How does the platform differentiate between a real fire event and a false alarm from steam or dust?
iFactory's AI engine uses multi-sensor correlation to validate fire events. For example, in a turbine building, a steam leak may trigger a single heat detector, but a real fire would show a correlated temperature rise, smoke density increase, and potentially a pressure drop in the suppression system. The platform learns the normal ambient profile of each zone and flags events only when the multi-parameter signature exceeds the fire-specific threshold, reducing false alarms by up to 89% compared to single-sensor detection.
Does iFactory integrate with existing fire alarm control panels and NFPA documentation requirements?
Yes. iFactory connects to fire alarm control panels via dry contacts, Modbus, BACnet, or API integration to ingest alarm and supervisory signals. The platform then correlates these signals with suppression system health data and automatically generates inspection and testing documentation in NFPA-compliant formats, including time-stamped records of all tests, sensor calibration results, and system impairment logs.
What is the typical ROI for deploying fire protection analytics at a power plant?
The ROI is driven by three primary factors: avoided fire event losses (a single transformer fire can cost over $2 million), reduced manual inspection labor (analytics automate 60-70% of routine inspection tasks), and decreased false alarm costs (eliminating unnecessary fire department dispatches and production interruptions).
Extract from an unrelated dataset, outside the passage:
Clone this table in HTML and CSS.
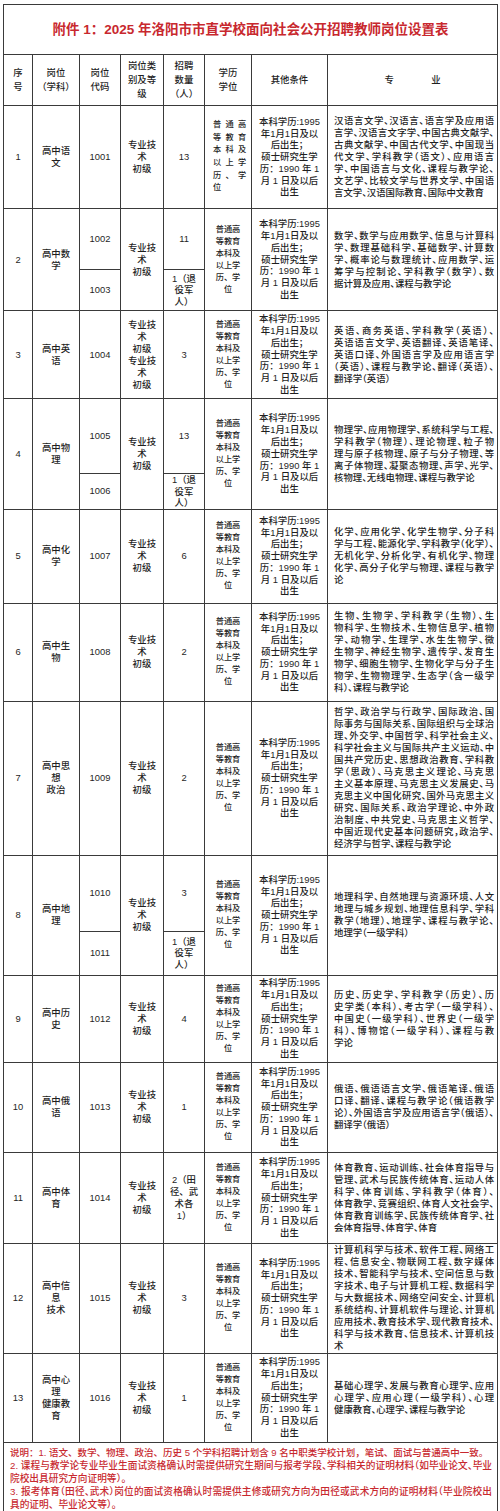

Most power generation facilities see full payback within 9 to 14 months. iFactory provides a detailed ROI model during live demo sessions tailored to your plant's specific fire protection configuration and risk profile.
How does the platform handle hydrogen detection in generator bay environments?
iFactory's hydrogen detection analytics module continuously monitors hydrogen sensor readings in generator seal oil systems and hydrogen cooling zones. The platform tracks sensor calibration drift against known hydrogen background levels, correlates readings with generator operating conditions (load, seal oil temperature, hydrogen purity), and provides early warning of sensor degradation before it compromises the detection system's ability to identify a hydrogen leak—a critical safety requirement for large synchronous generators.